### [Problem to solve]
Images are not part of the copy; write out the rest of the data exactly as given.

### [Supplied data]

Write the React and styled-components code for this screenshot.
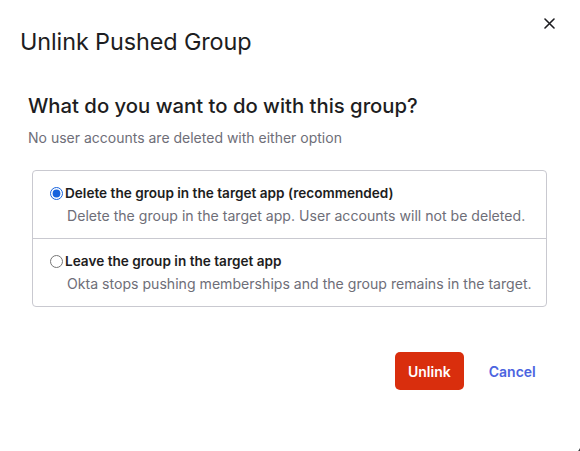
import React, { useState } from 'react'
import styled, { createGlobalStyle } from 'styled-components'

const Global = createGlobalStyle`
  html, body {
    margin: 0;
    padding: 0;
    background: #3b3b3f;
    overflow: hidden;
  }
  body {
    font-family: Inter, "Noto Sans", sans-serif;
    color: #1d1d21;
  }
`

const Dialog = styled.div`
  position: relative;
  box-sizing: border-box;
  width: 590px;
  height: 462px;
  margin: -7px 0 0 -9px;
  background: #fff;
  border-radius: 12px;
  padding: 34px 0 0 29px;
`

const CloseButton = styled.button`
  position: absolute;
  top: 18px;
  right: 20px;
  width: 24px;
  height: 24px;
  padding: 0;
  border: 0;
  background: none;
  display: flex;
  align-items: center;
  justify-content: center;
  color: #1d1d21;
`

const Title = styled.h1`
  margin: 0;
  font-size: 23.4px;
  font-weight: 400;
  line-height: 30px;
  letter-spacing: -0.1px;
`

const Body = styled.div`
  padding: 36px 0 0 8px;
`

const Question = styled.h2`
  margin: 0;
  font-size: 20.3px;
  font-weight: 500;
  line-height: 26px;
`

const Hint = styled.p`
  margin: 10px 0 0;
  font-size: 14px;
  line-height: 18px;
  color: #6e6e78;
`

const Options = styled.div`
  margin: 23px 0 0 4px;
  width: 513px;
  border: 1px solid #c9c9d0;
  border-radius: 4px;
`

const Option = styled.label`
  display: block;
  padding: 13px 0 13px 17px;
  border-top: ${p => (p.$first ? 'none' : '1px solid #c9c9d0')};
  cursor: pointer;
`

const OptionHead = styled.div`
  display: flex;
  align-items: center;
`

const Radio = styled.input`
  margin: 0 2px 0 0;
  width: 13px;
  height: 13px;
  accent-color: #1662dd;
`

const OptionTitle = styled.span`
  font-size: 13.6px;
  font-weight: 600;
  line-height: 18px;
`

const OptionDesc = styled.div`
  margin: 5px 0 0 17px;
  font-size: 14.1px;
  line-height: 18px;
  color: #6e6e78;
`

const Footer = styled.div`
  display: flex;
  align-items: center;
  gap: 25px;
  margin: 45px 0 0 367px;
`

const PrimaryButton = styled.button`
  height: 38px;
  padding: 0 13px;
  border: 0;
  border-radius: 5px;
  background: #d92e0d;
  color: #fff;
  font-family: inherit;
  font-size: 14px;
  font-weight: 600;
`

const LinkButton = styled.button`
  padding: 0;
  border: 0;
  background: none;
  color: #4c64e0;
  font-family: inherit;
  font-size: 14px;
  font-weight: 600;
`

const choices = [
  {
    id: 'delete',
    title: 'Delete the group in the target app (recommended)',
    desc: 'Delete the group in the target app. User accounts will not be deleted.'
  },
  {
    id: 'leave',
    title: 'Leave the group in the target app',
    desc: 'Okta stops pushing memberships and the group remains in the target.'
  }
]

export default function App() {
  const [choice, setChoice] = useState('delete')

  return (
    <>
      <Global />
      <Dialog>
        <CloseButton aria-label="Close">
          <svg width="11" height="11" viewBox="0 0 11 11">
            <path d="M1 1L10 10M10 1L1 10" stroke="currentColor" strokeWidth="1.6" strokeLinecap="round" />
          </svg>
        </CloseButton>
        <Title>Unlink Pushed Group</Title>
        <Body>
          <Question>What do you want to do with this group?</Question>
          <Hint>No user accounts are deleted with either option</Hint>
          <Options>
            {choices.map((c, i) => (
              <Option key={c.id} $first={i === 0}>
                <OptionHead>
                  <Radio
                    type="radio"
                    name="unlink"
                    checked={choice === c.id}
                    onChange={() => setChoice(c.id)}
                  />
                  <OptionTitle>{c.title}</OptionTitle>
                </OptionHead>
                <OptionDesc>{c.desc}</OptionDesc>
              </Option>
            ))}
          </Options>
          <Footer>
            <PrimaryButton>Unlink</PrimaryButton>
            <LinkButton>Cancel</LinkButton>
          </Footer>
        </Body>
      </Dialog>
    </>
  )
}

### [Problem solution]
Write the React and styled-components code for this screenshot.
import React, { useState } from 'react'
import styled, { createGlobalStyle } from 'styled-components'

const Global = createGlobalStyle`
  html, body {
    margin: 0;
    padding: 0;
    background: #3b3b3f;
    overflow: hidden;
  }
  body {
    font-family: Inter, "Noto Sans", sans-serif;
    color: #1d1d21;
  }
`

const Dialog = styled.div`
  position: relative;
  box-sizing: border-box;
  width: 590px;
  height: 462px;
  margin: -7px 0 0 -9px;
  background: #fff;
  border-radius: 12px;
  padding: 34px 0 0 29px;
`

const CloseButton = styled.button`
  position: absolute;
  top: 18px;
  right: 20px;
  width: 24px;
  height: 24px;
  padding: 0;
  border: 0;
  background: none;
  display: flex;
  align-items: center;
  justify-content: center;
  color: #1d1d21;
`

const Title = styled.h1`
  margin: 0;
  font-size: 23.4px;
  font-weight: 400;
  line-height: 30px;
  letter-spacing: -0.1px;
`

const Body = styled.div`
  padding: 36px 0 0 8px;
`

const Question = styled.h2`
  margin: 0;
  font-size: 20.3px;
  font-weight: 500;
  line-height: 26px;
`

const Hint = styled.p`
  margin: 10px 0 0;
  font-size: 14px;
  line-height: 18px;
  color: #6e6e78;
`

const Options = styled.div`
  margin: 23px 0 0 4px;
  width: 513px;
  border: 1px solid #c9c9d0;
  border-radius: 4px;
`

const Option = styled.label`
  display: block;
  padding: 13px 0 13px 17px;
  border-top: ${p => (p.$first ? 'none' : '1px solid #c9c9d0')};
  cursor: pointer;
`

const OptionHead = styled.div`
  display: flex;
  align-items: center;
`

const Radio = styled.input`
  margin: 0 2px 0 0;
  width: 13px;
  height: 13px;
  accent-color: #1662dd;
`

const OptionTitle = styled.span`
  font-size: 13.6px;
  font-weight: 600;
  line-height: 18px;
`

const OptionDesc = styled.div`
  margin: 5px 0 0 17px;
  font-size: 14.1px;
  line-height: 18px;
  color: #6e6e78;
`

const Footer = styled.div`
  display: flex;
  align-items: center;
  gap: 25px;
  margin: 45px 0 0 367px;
`

const PrimaryButton = styled.button`
  height: 38px;
  padding: 0 13px;
  border: 0;
  border-radius: 5px;
  background: #d92e0d;
  color: #fff;
  font-family: inherit;
  font-size: 14px;
  font-weight: 600;
`

const LinkButton = styled.button`
  padding: 0;
  border: 0;
  background: none;
  color: #4c64e0;
  font-family: inherit;
  font-size: 14px;
  font-weight: 600;
`

const choices = [
  {
    id: 'delete',
    title: 'Delete the group in the target app (recommended)',
    desc: 'Delete the group in the target app. User accounts will not be deleted.'
  },
  {
    id: 'leave',
    title: 'Leave the group in the target app',
    desc: 'Okta stops pushing memberships and the group remains in the target.'
  }
]

export default function App() {
  const [choice, setChoice] = useState('delete')

  return (
    <>
      <Global />
      <Dialog>
        <CloseButton aria-label="Close">
          <svg width="11" height="11" viewBox="0 0 11 11">
            <path d="M1 1L10 10M10 1L1 10" stroke="currentColor" strokeWidth="1.6" strokeLinecap="round" />
          </svg>
        </CloseButton>
        <Title>Unlink Pushed Group</Title>
        <Body>
          <Question>What do you want to do with this group?</Question>
          <Hint>No user accounts are deleted with either option</Hint>
          <Options>
            {choices.map((c, i) => (
              <Option key={c.id} $first={i === 0}>
                <OptionHead>
                  <Radio
                    type="radio"
                    name="unlink"
                    checked={choice === c.id}
                    onChange={() => setChoice(c.id)}
                  />
                  <OptionTitle>{c.title}</OptionTitle>
                </OptionHead>
                <OptionDesc>{c.desc}</OptionDesc>
              </Option>
            ))}
          </Options>
          <Footer>
            <PrimaryButton>Unlink</PrimaryButton>
            <LinkButton>Cancel</LinkButton>
          </Footer>
        </Body>
      </Dialog>
    </>
  )
}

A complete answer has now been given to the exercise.